Otóż szczerze mówiąc, ta umowa jest związana z tym, że obserwujemy, zresztą w całej Ameryce Łacińskiej, sytuację, która nie dotyczy tylko obywateli polskich, mianowicie wykorzystywania przez zorganizowane grupy przestępcze często młodych osób, które za kwoty nie tak duże, kilku tysięcy dolarów, przewożą w żołądku, w specjalnie przygotowanych skrytkach, narkotyki do Europy.
W tej chwili, jak podają nasze władze, w zakładach karnych Peru przebywa 30 obywateli, a z drugiej strony żaden Peruwiańczyk nie przebywa u nas. To jest rozwiązanie, które jest wzorowane na konwencji Rady Europy. Takich konwencji jest ok. 200. Niedawno toczyliśmy wielkie spory, jeżeli chodzi o konwencje dotyczące zapobiegania i przeciwdziałania przemocy. Ta konwencja, która została uchwalona jeszcze w momencie, gdy Polski nie było w Radzie Europy, bo wstąpiliśmy w listopadzie 1991 r., miała w tym momencie już 8 lat. Ratyfikowaliśmy ją siłą rzeczy z pewnym opóźnieniem, w połowie lat 90.

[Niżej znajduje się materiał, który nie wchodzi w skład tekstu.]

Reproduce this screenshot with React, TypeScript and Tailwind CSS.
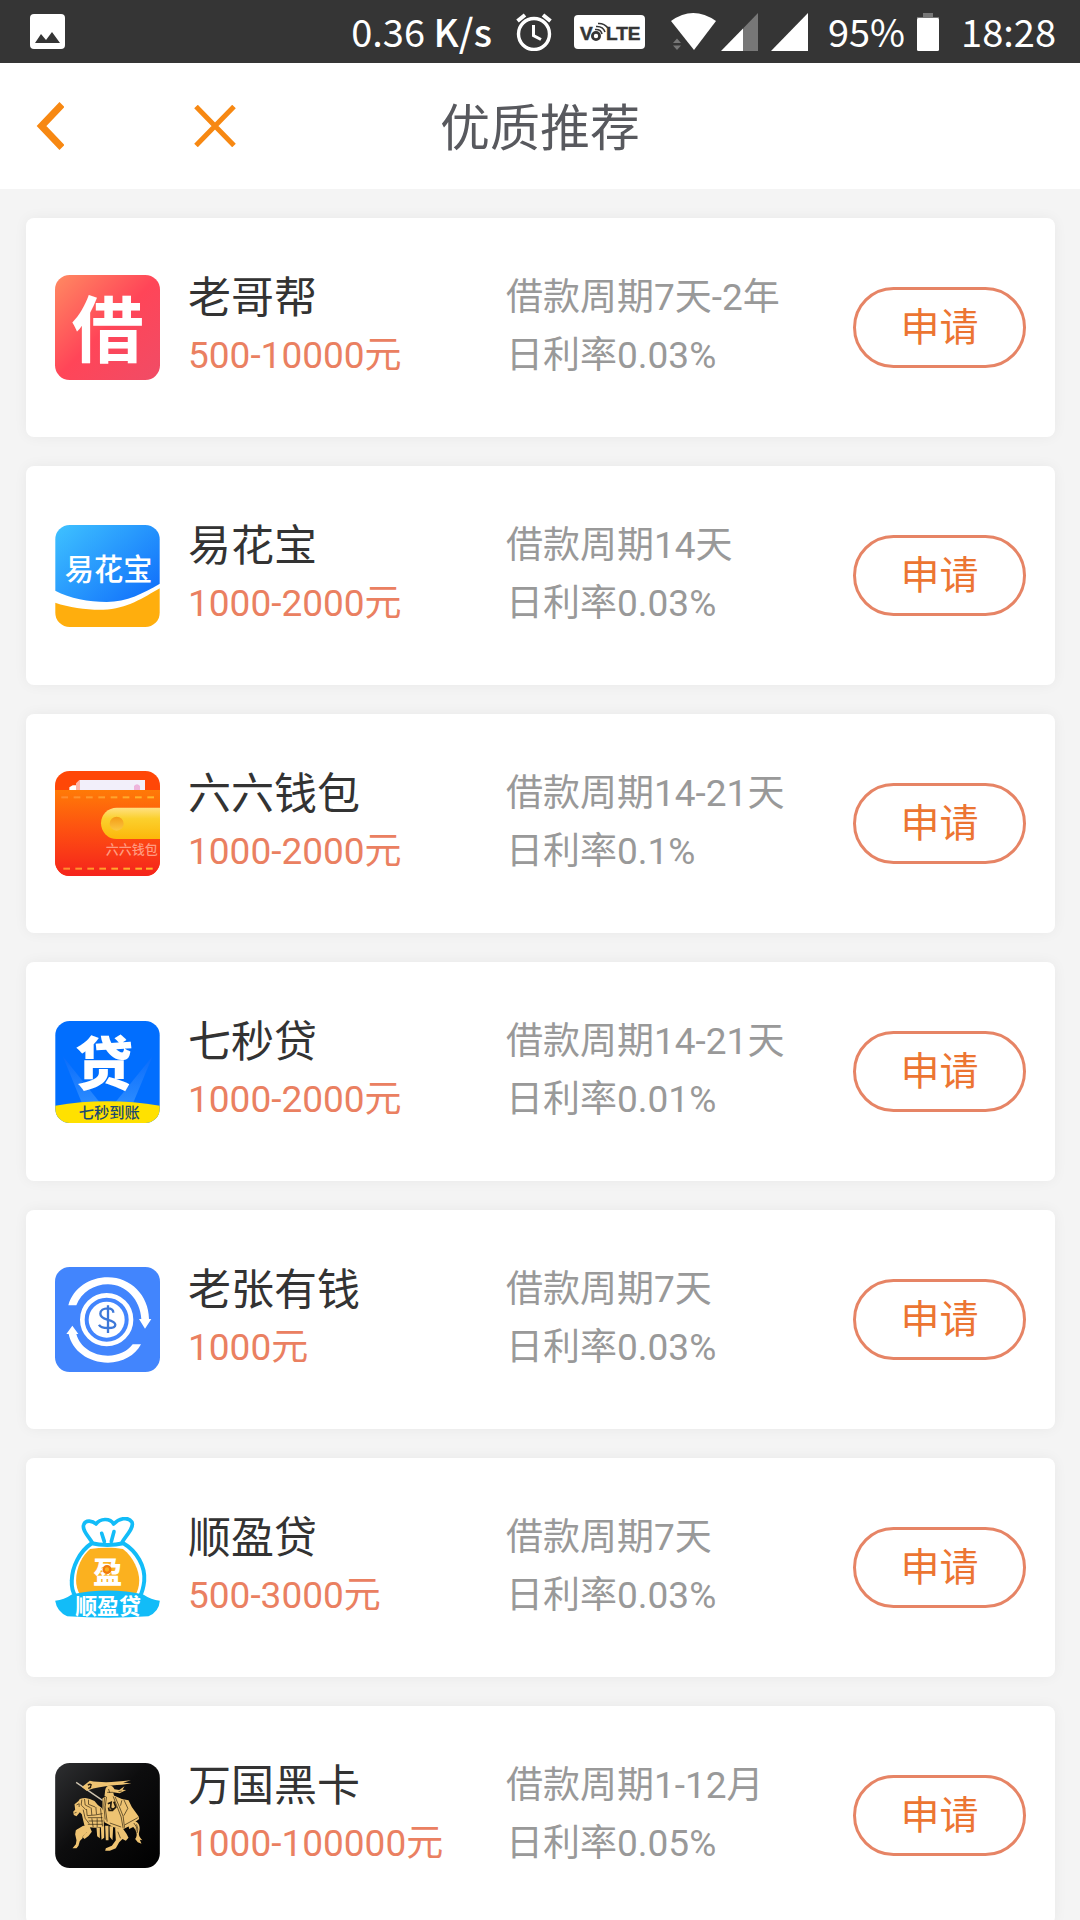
import React from 'react';

type Loan = {
  id: string;
  name: string;
  amount: string;
  period: string;
  rate: string;
  logo: React.ReactNode;
};

const cjk = { fontFamily: '"Noto Sans CJK SC", sans-serif' };

const JieLogo = () => (
  <svg viewBox="0 0 315 315" className="w-[105px] h-[105px] overflow-visible" aria-hidden="true">
    <defs>
      <linearGradient id="jie" x1="0" y1="0" x2="1" y2="1">
        <stop offset="0" stopColor="#ff8a62" />
        <stop offset="0.5" stopColor="#ff4558" />
        <stop offset="1" stopColor="#f04c66" />
      </linearGradient>
    </defs>
    <rect width="315" height="315" rx="44" fill="url(#jie)" />
    <text x="158" y="242" textAnchor="middle" fontSize="216" fontWeight="700" fill="#fff" style={cjk}>借</text>
  </svg>
);

const YihuabaoLogo = () => (
  <svg viewBox="45 44 315 307" className="w-[105px] h-[102px]" aria-hidden="true">
    <defs>
      <linearGradient id="yhb" x1="0" y1="0" x2="1" y2="0.8">
        <stop offset="0" stopColor="#3fc2ff" />
        <stop offset="1" stopColor="#1272fb" />
      </linearGradient>
      <clipPath id="yhbClip">
        <rect x="45" y="44" width="315" height="307" rx="44" />
      </clipPath>
    </defs>
    <g clipPath="url(#yhbClip)">
      <rect x="45" y="44" width="315" height="307" fill="#fff" />
      <path d="M45 44H360V221C312 249 260 276 200 276C145 276 90 265 45 242Z" fill="url(#yhb)" />
      <path d="M45 278C90 293 140 300 190 299C262 296 310 262 360 234V351H45Z" fill="#ffae0d" />
    </g>
    <text x="206" y="211" textAnchor="middle" fontSize="88" fontWeight="500" fill="#fff" style={cjk}>易花宝</text>
  </svg>
);

const WalletLogo = () => (
  <svg viewBox="45 47 315 315" className="w-[105px] h-[105px]" aria-hidden="true">
    <defs>
      <linearGradient id="walletBody" x1="0" y1="0" x2="0" y2="1">
        <stop offset="0" stopColor="#ff7a07" />
        <stop offset="0.5" stopColor="#fd4d12" />
        <stop offset="1" stopColor="#f5231c" />
      </linearGradient>
      <linearGradient id="walletClasp" x1="0" y1="0" x2="0" y2="1">
        <stop offset="0" stopColor="#ffe183" />
        <stop offset="0.35" stopColor="#fbd02d" />
        <stop offset="1" stopColor="#fcb80a" />
      </linearGradient>
      <linearGradient id="walletSnap" x1="0" y1="0" x2="0" y2="1">
        <stop offset="0" stopColor="#f39c16" />
        <stop offset="1" stopColor="#fbc742" />
      </linearGradient>
      <linearGradient id="walletStitch" gradientUnits="userSpaceOnUse" x1="60" y1="0" x2="345" y2="0">
        <stop offset="0" stopColor="#ff8a2e" />
        <stop offset="1" stopColor="#ffb92a" />
      </linearGradient>
      <clipPath id="walletClip">
        <rect x="45" y="47" width="315" height="315" rx="44" />
      </clipPath>
    </defs>
    <g clipPath="url(#walletClip)">
      <rect x="45" y="47" width="315" height="315" fill="#ff4707" />
      <path d="M88 104V96L98 90H112V104Z" fill="#fff" />
      <path d="M108 104V84L118 74H130V104Z" fill="#ffb5a8" />
      <path d="M120 74H315V104H120Z" fill="#f2effa" />
      <path d="M282 104V92Q291 82 300 92V104Z" fill="#eeb4dc" />
      <rect x="45" y="104" width="315" height="258" fill="url(#walletBody)" />
      <g fill="url(#walletStitch)">
        {[64, 101, 138, 175, 212, 248, 285, 322].map(x => (
          <rect key={x} x={x} y="123" width="20" height="6" />
        ))}
        {[70, 106, 142, 178, 214, 250, 286, 318].map(x => (
          <rect key={x} x={x} y="337" width="20" height="6" />
        ))}
      </g>
      <path d="M360 157H230A47 47 0 0 0 230 251H360Z" fill="url(#walletClasp)" />
      <circle cx="230" cy="205" r="21" fill="url(#walletSnap)" />
      <text x="197" y="297" fontSize="39" fontWeight="500" fill="#ff9a80" style={cjk}>六六钱包</text>
    </g>
  </svg>
);

const QimiaoLogo = () => (
  <svg viewBox="45 44 315 307" className="w-[105px] h-[102px] overflow-visible" aria-hidden="true">
    <defs>
      <linearGradient id="beam" x1="0" y1="0" x2="0" y2="1">
        <stop offset="0" stopColor="#0a6cfb" />
        <stop offset="1" stopColor="#2b8bff" />
      </linearGradient>
      <clipPath id="qmClip">
        <rect x="45" y="44" width="315" height="307" rx="44" />
      </clipPath>
    </defs>
    <g clipPath="url(#qmClip)">
      <rect x="45" y="44" width="315" height="307" fill="#016efe" />
      <path d="M68 150L180 290H125Z" fill="url(#beam)" />
      <path d="M338 150L225 290H280Z" fill="url(#beam)" />
      <path d="M45 299Q200 272 360 299V351H45Z" fill="#ffe100" />
    </g>
    <text x="192" y="236" textAnchor="middle" fontSize="174" fontWeight="900" fill="#fff" style={cjk}>贷</text>
    <text x="208" y="337" textAnchor="middle" fontSize="46" fontWeight="500" fill="#1d4a70" style={cjk}>七秒到账</text>
  </svg>
);

const LaozhangLogo = () => (
  <svg viewBox="45 47 315 315" className="w-[105px] h-[105px]" aria-hidden="true">
    <rect x="45" y="47" width="315" height="315" rx="44" fill="#4285fd" />
    <g fill="#fff">
      <path d="M85 162C100 110 148 78 204 78C272 78 326 132 327 203H334L315 232L297 203H304C301 146 258 99 204 99C162 99 125 122 109 162Z" />
      <path d="M303 279C286 312 247 334 204 334C146 334 96 298 86 248H79L97 223L115 248H109C120 288 159 313 204 313C236 313 262 300 278 279Z" />
      <circle cx="200" cy="205" r="54" />
    </g>
    <circle cx="200" cy="205" r="73" fill="none" stroke="#fff" strokeWidth="14" />
    <path d="M220 184C220 174 211 171 203 171C191 171 181 177 181 187C181 197 190 201 202 205C216 209 226 213 226 220C226 227 215 230 204 230C192 230 181 228 177 220M204 162V245" fill="none" stroke="#3d78d8" strokeWidth="7" />
  </svg>
);

const ShunyingLogo = () => (
  <svg viewBox="45 45 315 307" className="w-[105px] h-[102px]" aria-hidden="true">
    <path d="M157 123C150 108 124 85 131 68C137 52 158 57 168 66C180 49 210 47 221 66C236 50 264 42 276 60C284 78 255 104 246 122" fill="#fff" stroke="#12bcf8" strokeWidth="11" strokeLinejoin="round" />
    <path d="M185 94L193 119M222 89L214 119" stroke="#12bcf8" strokeWidth="11" strokeLinecap="round" />
    <path d="M155 124C182 131 222 131 250 124C290 147 317 194 313 238C311 255 308 270 300 284H106C97 270 94 255 95 236C96 195 118 149 155 124Z" fill="#fff" stroke="#12bcf8" strokeWidth="12" />
    <path d="M150 141C185 136 220 136 249 141C281 166 298 206 298 236C298 256 292 270 286 281H121C112 267 108 250 108 236C108 197 127 160 150 141Z" fill="#fbb11f" />
    <text x="203" y="245" textAnchor="middle" fontSize="88" fontWeight="900" fill="#fff" style={cjk}>盈</text>
    <circle cx="201" cy="203" r="10" fill="#fbb11f" stroke="#f17b0b" strokeWidth="7" />
    <path d="M45 297Q72 294 95 278Q145 266 204 266Q260 266 310 278Q334 294 360 297Q358 329 326 344Q204 352 81 344Q50 329 45 297Z" fill="#12bcf8" />
    <text x="204" y="336" textAnchor="middle" fontSize="66" fontWeight="700" fill="#fff" style={cjk}>顺盈贷</text>
  </svg>
);

const KnightLogo = () => (
  <svg viewBox="46 42 314 315" className="w-[105px] h-[105px]" aria-hidden="true">
    <defs>
      <linearGradient id="knight" x1="0" y1="0" x2="1" y2="1">
        <stop offset="0" stopColor="#2e2f31" />
        <stop offset="0.45" stopColor="#0d0d0e" />
        <stop offset="1" stopColor="#000" />
      </linearGradient>
    </defs>
    <rect x="46" y="42" width="314" height="315" rx="44" fill="url(#knight)" />
    <g transform="translate(90 84)">
      <path d="M19 16L98 70" stroke="#cfc4b0" strokeWidth="4" />
      <g fill="#eec372">
        <path d="M36 30L60 11C90 17 125 17 183 10L160 17L185 19C150 27 105 22 50 41Z" />
        <path d="M106 40C108 22 128 20 134 37L148 39L164 28L158 38L169 39L149 49L130 46L133 58H104Z" />
        <path d="M38 64L47 63L60 66L74 72L84 84L95 92L102 104V150L76 152L58 151L50 160L48 170L39 178L38 184L30 192L26 206L20 214H8L18 202L20 190L16 172L18 160L34 154L44 146L40 130L36 112L30 106L20 118L12 114L10 104L16 98L14 82L26 72L30 66Z" />
        <path d="M40 146L60 150L66 164L56 177L44 186L38 180L50 166L34 160L24 166L20 158Z" />
        <path d="M98 64L112 56L134 56L156 66L176 70L186 90L206 118L208 126L178 148L156 158L130 150L104 136L98 106Z" />
        <path d="M136 152L160 156L170 170L176 182L168 191L158 186L148 196L138 214L120 221H106L108 214L126 206L138 190Z" />
        <path d="M176 146L192 132C208 134 212 150 208 164C204 178 214 184 218 190L210 188L215 200L204 196L196 186C206 174 198 158 190 150L178 156Z" />
        <path d="M80 152H90V184L82 178ZM93 148H103V182L95 188ZM106 146H116V190H108ZM119 148H130L128 190L120 180Z" />
      </g>
      <g fill="none" stroke="#2a1f0e" strokeWidth="2">
        <path d="M36 68L34 84L48 98M44 66L46 84L62 92M56 68L56 82L76 90M40 98L46 124L58 140M50 96L52 116L76 114L98 110M54 122L98 122M56 132H100M54 142H98M64 92L66 114M78 90L80 112M66 124L70 150M82 124V150" />
        <path d="M104 62L102 86L106 128M110 60L106 90L112 134M130 58L140 84L154 120L160 154M136 60L148 88L160 118L164 152M162 68L174 94L162 116M156 70L152 86M120 138L154 150M164 144L204 122M92 94L98 148" />
        <path d="M200 142L204 156L202 168M192 138L200 150L198 164M144 164L152 184M112 46H130M116 36L120 48M146 44L156 42" />
        <path d="M20 84L28 80L28 90M14 108L20 106" />
      </g>
      <path d="M114 80L124 76L122 92L130 98L138 90L132 74M116 92L118 100L130 100" fill="none" stroke="#21190e" strokeWidth="5" />
      <path d="M54 25Q60 20 64 23L61 32L55 34M64 31H59" fill="none" stroke="#21190e" strokeWidth="4" />
    </g>
  </svg>
);

const loans: Loan[] = [
  { id: 'lgb', name: '老哥帮', amount: '500-10000元', period: '借款周期7天-2年', rate: '日利率0.03%', logo: <JieLogo /> },
  { id: 'yhb', name: '易花宝', amount: '1000-2000元', period: '借款周期14天', rate: '日利率0.03%', logo: <YihuabaoLogo /> },
  { id: 'llqb', name: '六六钱包', amount: '1000-2000元', period: '借款周期14-21天', rate: '日利率0.1%', logo: <WalletLogo /> },
  { id: 'qmd', name: '七秒贷', amount: '1000-2000元', period: '借款周期14-21天', rate: '日利率0.01%', logo: <QimiaoLogo /> },
  { id: 'lzyq', name: '老张有钱', amount: '1000元', period: '借款周期7天', rate: '日利率0.03%', logo: <LaozhangLogo /> },
  { id: 'syd', name: '顺盈贷', amount: '500-3000元', period: '借款周期7天', rate: '日利率0.03%', logo: <ShunyingLogo /> },
  { id: 'wghk', name: '万国黑卡', amount: '1000-100000元', period: '借款周期1-12月', rate: '日利率0.05%', logo: <KnightLogo /> },
];

const StatusBar = () => (
  <div className="flex items-center justify-between h-[63px] pl-[30px] pr-5 bg-[#353535] text-white text-[38px] leading-[60px] font-['Noto_Sans_CJK_SC',sans-serif]">
    <svg viewBox="0 0 35 35" className="w-[35px] h-[35px]" aria-hidden="true">
      <rect width="35" height="35" rx="4" fill="#fff" />
      <path d="M5 29L11 20L16 26L22 18L30 29Z" fill="#353535" />
    </svg>
    <div className="flex items-center">
      <span className="pb-[2px]">0.36 <span className="font-medium">K/s</span></span>
      <svg viewBox="0 0 36 38" className="w-9 h-[38px] ml-6" fill="none" stroke="#fff" aria-hidden="true">
        <circle cx="18" cy="21" r="15.5" strokeWidth="3.4" />
        <path d="M1.5 8L9 2M34.5 8L27 2" strokeWidth="4" />
        <path d="M17.5 12V22.5L25 26.5" strokeWidth="3" />
      </svg>
      <svg viewBox="0 0 71 34" className="w-[71px] h-[34px] ml-[22px]" aria-hidden="true">
        <rect width="71" height="34" rx="4" fill="#fff" />
        <g fill="#353535" stroke="#353535" strokeWidth="0.5" fontSize="19" fontWeight="700" style={{ fontFamily: '"Liberation Sans", sans-serif' }}>
          <text x="6" y="25">V</text>
          <text x="32" y="25">LTE</text>
        </g>
        <g fill="none" stroke="#353535">
          <circle cx="22" cy="21" r="3.6" strokeWidth="2.8" />
          <path d="M21 14.5Q27 14 28 19M22 11.5Q29 11 31 17M24 8.5Q30 8 34 13" strokeWidth="1.6" />
        </g>
      </svg>
      <svg viewBox="0 0 45 37" className="w-[45px] h-[37px] ml-[26px]" aria-hidden="true">
        <path d="M0 8Q22 -8 45 8L23 37Z" fill="#fff" />
        <path d="M2 30L6 25.5L10 30ZM2 32.5H10L6 37Z" fill="#777" />
      </svg>
      <svg viewBox="0 0 37 38" className="w-[37px] h-[38px] ml-[5px]" aria-hidden="true">
        <path d="M22 15.5L37 0V38H22Z" fill="#777" />
        <path d="M0 38L22 15.5V38Z" fill="#fff" />
      </svg>
      <svg viewBox="0 0 37 38" className="w-[37px] h-[38px] ml-[13px]" aria-hidden="true">
        <path d="M0 38L37 0V38Z" fill="#fff" />
      </svg>
      <span className="ml-5 pb-[2px]">95%</span>
      <svg viewBox="0 0 22 38" className="w-[22px] h-[38px] ml-3" aria-hidden="true">
        <path d="M6 0H16V4H22V7H0V4H6Z" fill="#777" />
        <rect y="5" width="22" height="33" rx="1.5" fill="#fff" />
      </svg>
      <span className="ml-[22px] mr-1 pb-[2px]">18:28</span>
    </div>
  </div>
);

const App = () => {
  return (
    <div className="min-h-screen bg-[#f4f4f4] font-['Roboto','Noto_Sans_CJK_SC',sans-serif]">
      <StatusBar />

      <header className="grid grid-cols-[1fr_auto_1fr] items-center h-[126px] bg-white">
        <div className="flex items-center">
          <button type="button" aria-label="返回" className="pl-9">
            <svg viewBox="0 0 28 48" className="w-7 h-12" fill="none" stroke="#f78812" strokeWidth="7">
              <path d="M26 2.5L5.5 24L26 45.5" />
            </svg>
          </button>
          <button type="button" aria-label="关闭" className="pl-[130px]">
            <svg viewBox="0 0 42 42" className="w-[42px] h-[42px]" fill="none" stroke="#f78812" strokeWidth="5">
              <path d="M2 1.5L40 40.5M40 1.5L2 40.5" />
            </svg>
          </button>
        </div>
        <h1 className="pt-[6px] text-[50px] leading-[60px] text-[#58595e]">优质推荐</h1>
      </header>

      <main className="flex flex-col gap-[29px] pl-[26px] pr-[25px] py-[29px]">
        {loans.map(loan => (
          <section key={loan.id} className="flex items-center h-[219px] px-[29px] bg-white rounded-lg shadow-[0_0_14px_rgba(0,0,0,0.05)]">
            <div className="shrink-0">{loan.logo}</div>
            <div className="flex-1 grid grid-cols-[318px_1fr] ml-7 pb-[2px] text-[37px] leading-[58px] whitespace-nowrap">
              <div>
                <h2 className="text-[43px] text-[#333]">{loan.name}</h2>
                <p className="text-[#ea8061]">{loan.amount}</p>
              </div>
              <div className="text-[#999]">
                <p>{loan.period}</p>
                <p>{loan.rate}</p>
              </div>
            </div>
            <button type="button" className="shrink-0 w-[173px] h-[81px] border-[3px] border-[#e68465] rounded-full text-[39px] leading-[72px] text-[#ec7532]">
              申请
            </button>
          </section>
        ))}
      </main>
    </div>
  );
};

export default App;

W związku z tym, że głównym zadaniem Rady Europy jest rozwój demokracji, ale przede wszystkim dbałość o przestrzeganie praw człowieka, więc stara się ona wychodzić naprzeciw oczekiwaniom osób, które zostały skazane i które także mają prawo korzystać z praw człowieka. Te 20 artykułów spełnia te oczekiwania.
Regulacja dotyczy też kosztów konwoju. Koszt konwoju każdego ze skazanych wynosi 43 tys. zł. A zatem powiedziałbym, nieco przesadzając: ˝peru˝ po hiszpańsku znaczy ˝indyk˝, tak jak ˝lima˝ znaczy ˝pilnik˝, ale hiszpańscy konkwistadorzy na określenie takiego dobrego czynu, ale również w oczekiwaniu bogactwa, dobra, mówili: Vale un Perú, czyli coś jest warte Peru. W drugiej wersji mówiło się, że coś jest warte Potosi, miasta złota i cynku w Boliwii. Może zatem ta konwencja nie jest warta aż Peru w rozumieniu złota i bogactwa, ale na pewno jest potrzebna. W związku z tym klub SLD opowiada się za jej ratyfikacją. (Oklaski)
Posiedzenie Sejmu RP nr 87 Sprawozdanie Komisji o rządowym projekcie ustawy o ratyfikacji Umowy między Rzecząpospolitą Polską a Republiką Peru o przekazywaniu osób skazanych, podpisanej w Limie dnia 27 maja 2014 r.